From sales to dogsled racing in dream job tryout

Like many new graduates, Andrew Boston, AS ’03, spent some time in career limbo directly after graduation, first trying his wings in the tight job market of San Diego, then heading back East to Philadelphia to take a position in corporate advertising sales.

Although he realized 14 months into his first “real” job that he “just wasn’t happy every day,” he never lost sight of the sort of position that might bring him inspiration—even if it meant he’d have to invest in more training.

Following this logic and a stubborn streak of wanderlust, Boston quit his initial job at the beginning of June 2005, applied to the prestigious National Outdoor Leadership School (NOLS) and, soon after, traded his apartment in Philadelphia for a tent in the Canadian wilderness.

“Actually, NOLS was an option that was suggested to me while I was still at UD applying to law schools,” Boston, who majored in criminal justice, says. “NOLS is not common as a postgraduate pursuit. Still, it’s training that every astronaut will complete by the time he or she is considered by NASA, and it’s training that many outdoor writers and entrepreneurs also complete.”

The NOLS course completed by Boston took him from five degrees south of the Arctic Circle to 420 miles downstream in a white-water kayak in 25 days. From there, he trekked for 25 more days through wilderness, living on strict rations.

Fifty days later and 26 pounds lighter, Boston found his way back to Philly. But, this time, he says, he was better prepared for any sort of daily grind.
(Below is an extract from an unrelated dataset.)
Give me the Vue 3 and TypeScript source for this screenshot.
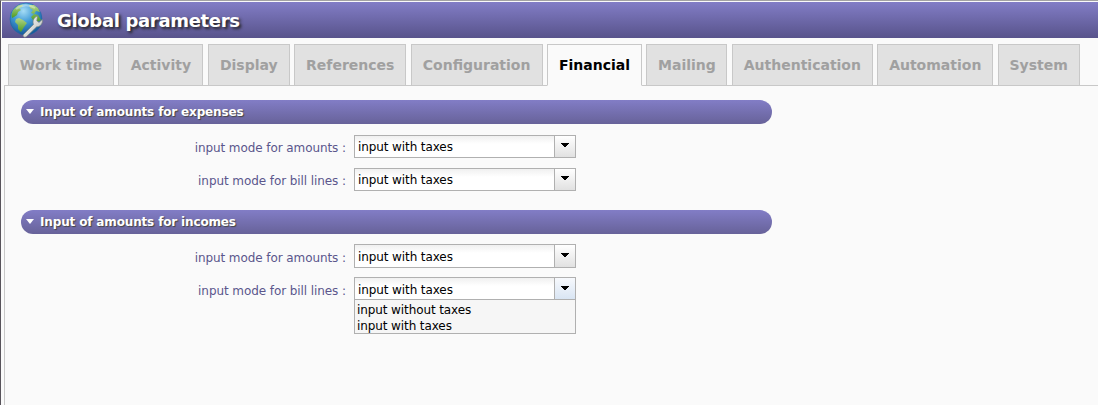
<script setup lang="ts">
interface Tab { name: string; slug: string }
interface Field { label: string; value: string; options?: string[] }
interface Section { title: string; slug: string; fields: Field[] }

const tabs: Tab[] = [
  'Work time', 'Activity', 'Display', 'References', 'Configuration',
  'Financial', 'Mailing', 'Authentication', 'Automation', 'System',
].map((name) => ({ name, slug: name.toLowerCase().replace(' ', '-') }))
const active = 'Financial'

const sections: Section[] = [
  {
    title: 'Input of amounts for expenses',
    slug: 'expenses',
    fields: [
      { label: 'input mode for amounts :', value: 'input with taxes' },
      { label: 'input mode for bill lines :', value: 'input with taxes' },
    ],
  },
  {
    title: 'Input of amounts for incomes',
    slug: 'incomes',
    fields: [
      { label: 'input mode for amounts :', value: 'input with taxes' },
      { label: 'input mode for bill lines :', value: 'input with taxes', options: ['input without taxes', 'input with taxes'] },
    ],
  },
]
</script>

<template>
  <div class="window">
    <header class="title-bar">
      <svg class="globe" viewBox="0 0 36 36" width="36" height="36">
        <defs>
          <radialGradient id="sea" cx="0.42" cy="0.25" r="0.8">
            <stop offset="0" stop-color="#a5dcf5" />
            <stop offset="0.45" stop-color="#3f9ad6" />
            <stop offset="1" stop-color="#114f8e" />
          </radialGradient>
          <linearGradient id="land" x1="0" y1="0" x2="0" y2="1">
            <stop offset="0" stop-color="#b3d58a" />
            <stop offset="1" stop-color="#4d9a22" />
          </linearGradient>
          <linearGradient id="steel" x1="0" y1="0" x2="1" y2="1">
            <stop offset="0" stop-color="#ffffff" />
            <stop offset="1" stop-color="#b4b8b4" />
          </linearGradient>
        </defs>
        <circle cx="17" cy="17" r="16" fill="url(#sea)" stroke="#1d66a5" stroke-width="0.6" />
        <path d="M2.5 13 4 8 9 3.5 14 2.5 13 5 10 6 12 8 9 10 8 13 5 15 3 16Z" fill="url(#land)" />
        <path d="M7 17 10 16 14 18 18 21 15 25 12 30 9 27 9 23 6 20Z" fill="url(#land)" />
        <path d="M20 3 25 3 29 6 31 10 27 9 25 12 22 11 24 8 21 6ZM25 12 29 13 32 18 28 20 24 18 22 15Z" fill="url(#land)" />
        <path d="M14.5 32.5 24.5 22.5C23.5 19.5 24 17 27 14.5L28.5 14.2 27.8 18.8 30 20.4 33.3 17.5C34.2 21 31.5 24.8 27.7 24.8L17.5 34.6C15.5 36 13.2 34.5 14.5 32.5Z" fill="url(#steel)" stroke="#7b8581" stroke-width="0.7" />
        <path d="M7 7Q16 0 26 6" fill="none" stroke="#fff" stroke-opacity="0.35" stroke-width="2" />
      </svg>
      <h1>Global parameters</h1>
    </header>
    <nav class="tabs">
      <div v-for="t in tabs" :key="t.slug" class="tab" :class="[t.slug, { active: t.name === active }]">{{ t.name }}</div>
    </nav>
    <main class="panel">
      <section v-for="s in sections" :key="s.slug" :class="s.slug">
        <h2><svg width="8" height="5" viewBox="0 0 8 5"><path d="M0 0H8L4 5Z" fill="#fff" /></svg><span>{{ s.title }}</span></h2>
        <div v-for="f in s.fields" :key="f.label" class="row">
          <label>{{ f.label }}</label>
          <div class="select" :class="{ open: f.options }">
            <span class="value">{{ f.value }}</span>
            <span class="arrow"><svg width="8" height="5" viewBox="0 0 8 5"><path d="M0 0H8V1H7V2H6V3H5V4H3V3H2V2H1V1H0Z" fill="#000" /></svg></span>
            <ul v-if="f.options" class="menu"><li v-for="o in f.options" :key="o">{{ o }}</li></ul>
          </div>
        </div>
      </section>
    </main>
  </div>
</template>

<style>
body { margin: 0; overflow: hidden; background: #fafafa; }
</style>

<style scoped>
* { box-sizing: border-box; }
.window {
  height: 405px;
  border-top: 1px solid #a2a2a2;
  border-left: 1px solid #57535a;
  display: flex;
  flex-direction: column;
  font-family: "DejaVu Sans", Verdana, sans-serif;
  background: #fafafa;
}
.title-bar {
  flex: none;
  height: 36px;
  margin: 1px 0 0 1px;
  padding-left: 7px;
  display: flex;
  background: linear-gradient(#827dc6, #58538b);
}
.globe { flex: none; }
h1 {
  margin: 0 0 0 12px;
  font-size: 18px;
  line-height: 37px;
  letter-spacing: -0.33px;
  color: #fff;
  text-shadow: 2px 2px 3px #222;
  white-space: nowrap;
}
.tabs {
  flex: none;
  height: 42px;
  margin: 6px 0 -1px 7px;
  display: grid;
  grid-template-columns: 106px 85px 82px 112px 132px 95px 81px 141px 116px 82px;
  column-gap: 4.42px;
  position: relative;
}
.tab {
  border: 1px solid #c8c8c8;
  background: #e1e1e1;
  color: #a0a0a0;
  font-size: 14px;
  font-weight: bold;
  line-height: 40px;
  text-align: center;
  white-space: nowrap;
}
.active { background: #fafafa; border-bottom-color: #fafafa; color: #000; }
.work-time { letter-spacing: 0.12px; }
.panel {
  flex: 1;
  margin-left: 3px;
  padding: 14px 0 0 16px;
  border-top: 1px solid #c8c8c8;
  border-left: 1px solid #c8c8c8;
}
h2 {
  width: 751px;
  height: 24px;
  margin: 0 0 11px;
  padding-left: 5px;
  border-radius: 12px;
  display: flex;
  align-items: center;
  gap: 6px;
  background: linear-gradient(#827dc6, #676299);
  color: #fff;
  font-size: 12px;
  letter-spacing: -0.15px;
  text-shadow: 1px 1px 1px #444;
}
h2 svg { margin-bottom: 1px; }
.incomes h2 { margin: 19px 0 10px; }
.row { display: flex; height: 23px; margin-bottom: 10px; font-size: 12px; }
label {
  width: 325px;
  margin-right: 8px;
  text-align: right;
  line-height: 27px;
  letter-spacing: -0.08px;
  color: #5b568c;
  white-space: nowrap;
}
.select {
  width: 222px;
  height: 23px;
  display: flex;
  position: relative;
  border: 1px solid #b0b0b0;
  background: linear-gradient(#f0f0f0, #fff 8px);
  color: #000;
}
.incomes .row:nth-of-type(1) .select { height: 24px; }
.value { flex: 1; padding-left: 3px; line-height: 23px; letter-spacing: -0.1px; }
.incomes label { line-height: 29px; }
.incomes .value { line-height: 25px; }
.arrow {
  width: 21px;
  border-left: 1px solid #b0b0b0;
  display: flex;
  justify-content: center;
  padding-top: 7px;
  background: linear-gradient(#fff, #e1e1e1);
}
.incomes .arrow { padding-top: 8px; }
.open .arrow { background: linear-gradient(#f7f9fd, #d9e5f3); }
.menu {
  position: absolute;
  top: 21px;
  left: -1px;
  width: 222px;
  height: 35px;
  margin: 0;
  padding: 2px 2px 0;
  list-style: none;
  line-height: 16px;
  letter-spacing: -0.1px;
  border: 1px solid #b0b0b0;
  background: #f6f6f6;
}
</style>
“If you can imagine regimented living, eight hours away from anything, with your food air-dropped in every 10 days and leading a group of peers through treacherous situations, that just about sums up the NOLS experience,” Boston says. “When I went out into the wilderness, I’d only been camping once, but I like to do things a little off-the-cuff.”
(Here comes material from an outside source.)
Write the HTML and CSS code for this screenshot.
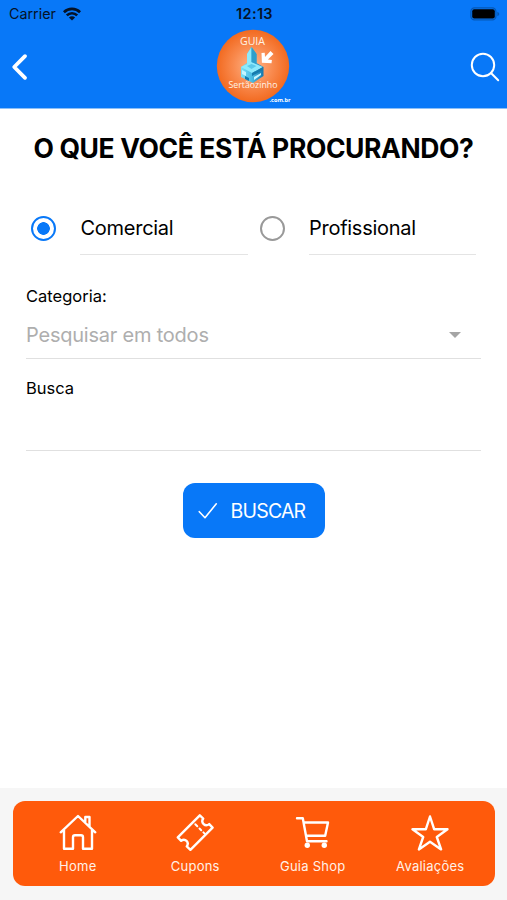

It was just this sort of enthusiasm that also impelled him to apply for and win a slot on the Travel Channel’s reality show, This Job’s a Trip, which was filmed on a dogsled ranch in northern Alaska.

Singled out from more than 1,000 other applicants, Boston was informed by a phone call late last March that he had five days to prepare for his stay in Alaska. While there, he’d learn to mush and handle sled dogs under the merciless eye of the camera and the mentorship of Vern Halter, who is well-known in Alaska for running the Iditarod and the Yukon Quest.
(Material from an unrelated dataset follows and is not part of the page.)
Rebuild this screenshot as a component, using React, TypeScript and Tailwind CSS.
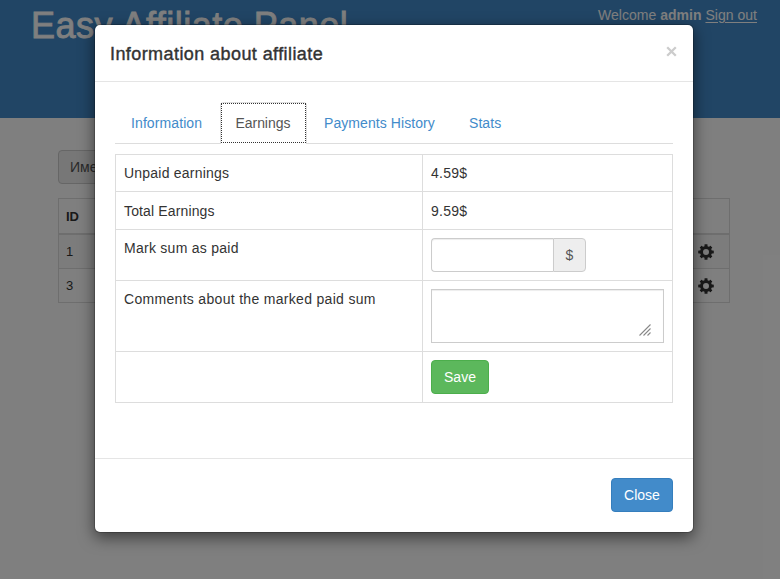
import React from "react";

function Cog() {
  return (
    <svg viewBox="-8 -8 16 16" className="block h-4 w-4" fill="#333">
      {[0, 45, 90, 135].map((a) => (
        <rect key={a} x="-1.5" y="-7.8" width="3" height="15.6" rx="0.4" transform={`rotate(${a})`} mask="url(#hub)" />
      ))}
      <circle r="4.5" fill="none" stroke="#333" strokeWidth="3" />
      <defs>
        <mask id="hub" maskUnits="userSpaceOnUse" x="-8" y="-8" width="16" height="16">
          <rect x="-8" y="-8" width="16" height="16" fill="#fff" />
          <circle r="4" fill="#000" />
        </mask>
      </defs>
    </svg>
  );
}

function Row({ id, striped }: { id: number; striped?: boolean }) {
  return (
    <div className={`flex h-[34px] items-center justify-between border-b border-[#ddd] pr-[15px] pl-[7px] ${striped ? "bg-[#f9f9f9]" : ""}`}>
      <span className="text-[13px]">{id}</span>
      <Cog />
    </div>
  );
}

function Page() {
  return (
    <div className="h-full bg-white">
      <header className="flex h-[118px] items-start justify-between bg-[#428bca] pr-[23px] pl-[31px] text-white">
        <h1 className="pt-[6px] text-[36px] leading-[40px] tracking-[0.48px] [-webkit-text-stroke:0.8px_#fff]">Easy Affiliate Panel</h1>
        <p className="pt-[5px] text-[14px] leading-5 tracking-[0.02px]">
          Welcome <b>admin</b> <u className="underline-offset-2">Sign out</u>
        </p>
      </header>
      <main className="pt-8 pl-[58px]">
        <div className="flex h-[34px] w-[200px] items-center rounded border border-[#ccc] bg-[#eee] pl-[11px] text-[14px] text-[#555]">Имена</div>
        <div className="mt-[14px] w-[672px] border border-b-0 border-[#ddd] text-[#333]">
          <div className="flex h-[36px] items-center border-b-2 border-[#ddd] pt-[2px] pl-[7px] text-[13px] font-bold">ID</div>
          <Row id={1} striped />
          <Row id={3} />
        </div>
      </main>
    </div>
  );
}

function Tabs() {
  return (
    <nav className="flex h-[42px] border-b border-[#ddd] text-[14px] leading-5 text-[#428bca]">
      <a className="mr-[2px] w-[103px] pt-[11px] pl-4 tracking-[0.1px]">Information</a>
      <a className="mr-[2px] -mb-px w-[87px] rounded-t border border-b-0 border-[#ddd] bg-white text-[#555]">
        <span className="flex h-[40px] w-[85px] border border-dotted border-[#333] pt-[9px] pl-[13.5px] tracking-[-0.05px]">Earnings</span>
      </a>
      <a className="mr-[2px] w-[143px] pt-[11px] pl-[15px] tracking-[0.07px]">Payments History</a>
      <a className="pt-[11px] pl-[15px] tracking-[0.07px]">Stats</a>
    </nav>
  );
}

function Line({ label, h, spacing, children }: { label: string; h: string; spacing: string; children: React.ReactNode }) {
  return (
    <div className={`flex border-b border-[#ddd] ${h}`}>
      <div className={`w-[307px] border-r border-[#ddd] pt-2 pl-2 ${spacing}`}>{label}</div>
      <div className="flex-1 p-2">{children}</div>
    </div>
  );
}

function Dialog() {
  return (
    <section className="absolute top-6 left-[94px] flex h-[509px] w-[600px] flex-col rounded-md border border-black/20 bg-white bg-clip-padding shadow-[0_5px_15px_rgba(0,0,0,0.5)]">
      <header className="flex h-[57px] items-start justify-between border-b border-[#e5e5e5] pr-[16px] pl-[15px]">
        <h4 className="pt-[16px] text-[18px] leading-[26px] tracking-[0.42px] [-webkit-text-stroke:0.4px_#333] [font-variant-ligatures:none]">Information about affiliate</h4>
        <svg className="mt-[21px] h-[11px] w-[11px]" viewBox="0 0 11 11" stroke="#ccc" strokeWidth="2.3">
          <path d="M1.2 1.2 9.8 9.8M9.8 1.2 1.2 9.8" />
        </svg>
      </header>
      <div className="flex-1 px-5 pt-5">
        <Tabs />
        <div className="mt-[10px] w-[558px] border border-b-0 border-[#ddd] text-[14px] leading-5">
          <Line label="Unpaid earnings" h="h-[37px]" spacing="tracking-[0.22px]"><span className="tracking-[0.25px]">4.59$</span></Line>
          <Line label="Total Earnings" h="h-[38px] pt-px [&>div:first-child]:-mt-px [&>div:first-child]:pt-[9px] [&>div:last-child]:pb-0" spacing="tracking-[0.14px]"><span className="tracking-[0.25px]">9.59$</span></Line>
          <Line label="Mark sum as paid" h="h-[51px]" spacing="tracking-[0.27px]">
            <div className="flex h-[34px] w-[155px]">
              <input className="w-[122px] rounded-l border border-r-0 border-[#ccc] shadow-[inset_0_1px_1px_rgba(0,0,0,0.075)]" />
              <span className="flex flex-1 items-center justify-center rounded-r border border-[#ccc] bg-[#eee] text-[#555]">$</span>
            </div>
          </Line>
          <Line label="Comments about the marked paid sum" h="h-[71px]" spacing="tracking-[0.31px]">
            <div className="flex h-[54px] w-[233px] items-end justify-end border border-[#ccc] pr-[12px] pb-[6px] shadow-[inset_0_1px_1px_rgba(0,0,0,0.075)]">
              <svg className="h-[12px] w-[12px]" viewBox="0 0 12 12" stroke="#888" strokeWidth="1.1">
                <path d="M.5 11.5 11.5.5M4.5 11.5l7-7M8.5 11.5l3-3" />
              </svg>
            </div>
          </Line>
          <Line label="" h="h-[51px]" spacing="">
            <button className="block h-[34px] w-[58px] rounded border border-[#4cae4c] bg-[#5cb85c] text-white">Save</button>
          </Line>
        </div>
      </div>
      <footer className="flex h-[74px] justify-end border-t border-[#e5e5e5] pt-[19px] pr-5">
        <button className="h-[34px] w-[62px] rounded border border-[#357ebd] bg-[#428bca] text-[14px] text-white">Close</button>
      </footer>
    </section>
  );
}

export default function App() {
  return (
    <div className="relative h-[579px] w-[780px] overflow-hidden font-['Liberation_Sans',Arial,sans-serif] text-[#333]">
      <Page />
      <div className="absolute inset-0 bg-black/50" />
      <Dialog />
    </div>
  );
}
“The idea was to bring two different people from two different jobs out to Willow, Alaska, to try a new experience,” Boston says. “But, while it can be fun to be thrown into a task for which you have no experience, it becomes more challenging when you know you’re being filmed.”
Boston says he has a new appreciation for the hard-working sled dogs, and he found them to be ideal course mates when canoeing 70 miles on flat river. The NOLS alumni magazine quoted him as saying, “Encouraging the dogs was the same thing as motivating your course mates, but you never hear a word of sarcasm out of them, and they never quit on you.”

Boston says that his competitive spirit stood him in especially good stead toward the end of his stay, when he was abruptly told he’d be finishing up his training with a 25-mile race.

“When this was sprung on me, I could barely stay on the back of a moving sled without falling off, so it was rather intimidating,” Boston says, “but you’d be shocked at how much more determined you get when you know that your efforts are going to be aired on TV. I ended up winning by a decent amount, and it felt good.”

Now back at work in Philadelphia, Boston, whose segment aired on the Travel Channel in August, says he hasn’t lost the inspiration the experience gave him, or the sense of adventure it delivered.